◆ Task details ◆
Wherever "React" appears in a line, copy that line.

◆ Data supplied ◆

▶

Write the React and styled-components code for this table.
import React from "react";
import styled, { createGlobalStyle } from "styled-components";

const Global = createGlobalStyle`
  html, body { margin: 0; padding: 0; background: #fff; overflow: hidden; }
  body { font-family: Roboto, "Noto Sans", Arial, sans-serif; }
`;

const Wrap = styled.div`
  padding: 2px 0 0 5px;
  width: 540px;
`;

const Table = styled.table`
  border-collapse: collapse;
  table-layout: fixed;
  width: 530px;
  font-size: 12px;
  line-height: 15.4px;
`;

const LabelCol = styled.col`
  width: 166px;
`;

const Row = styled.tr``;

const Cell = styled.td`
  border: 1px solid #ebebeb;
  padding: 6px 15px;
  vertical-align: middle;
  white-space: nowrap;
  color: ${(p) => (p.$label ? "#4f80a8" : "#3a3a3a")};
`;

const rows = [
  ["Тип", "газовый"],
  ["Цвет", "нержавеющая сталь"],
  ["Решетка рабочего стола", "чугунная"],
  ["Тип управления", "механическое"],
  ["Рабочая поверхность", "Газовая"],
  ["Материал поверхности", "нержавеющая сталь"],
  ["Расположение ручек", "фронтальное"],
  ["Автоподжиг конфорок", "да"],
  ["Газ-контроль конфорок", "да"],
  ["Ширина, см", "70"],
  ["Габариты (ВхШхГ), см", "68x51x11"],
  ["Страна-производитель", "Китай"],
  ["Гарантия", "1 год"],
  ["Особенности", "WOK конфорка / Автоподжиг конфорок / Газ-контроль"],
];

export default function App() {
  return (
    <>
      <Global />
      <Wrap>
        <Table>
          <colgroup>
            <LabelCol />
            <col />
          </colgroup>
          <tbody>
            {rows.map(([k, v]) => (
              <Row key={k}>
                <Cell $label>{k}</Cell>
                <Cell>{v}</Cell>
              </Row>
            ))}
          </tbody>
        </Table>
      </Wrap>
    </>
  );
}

◀
▶

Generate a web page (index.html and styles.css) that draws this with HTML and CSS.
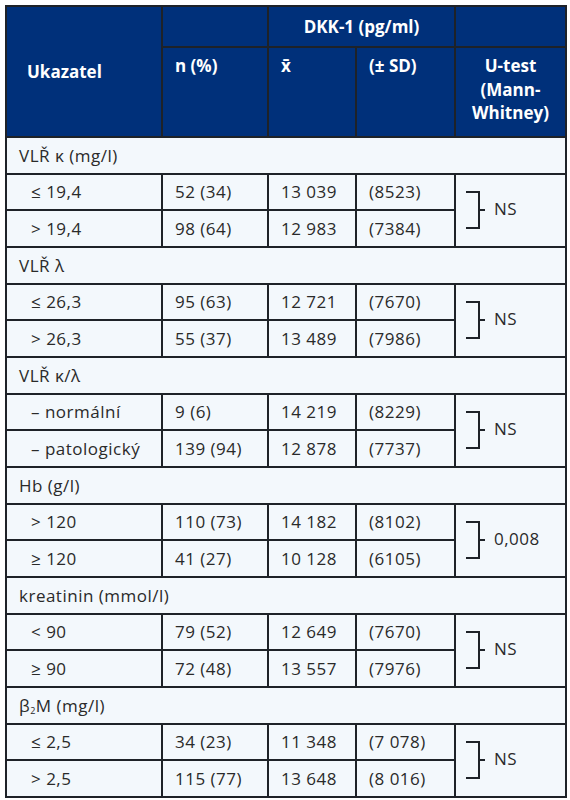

◀

◆ The completed task ◆
Write the React and styled-components code for this table.
import React from "react";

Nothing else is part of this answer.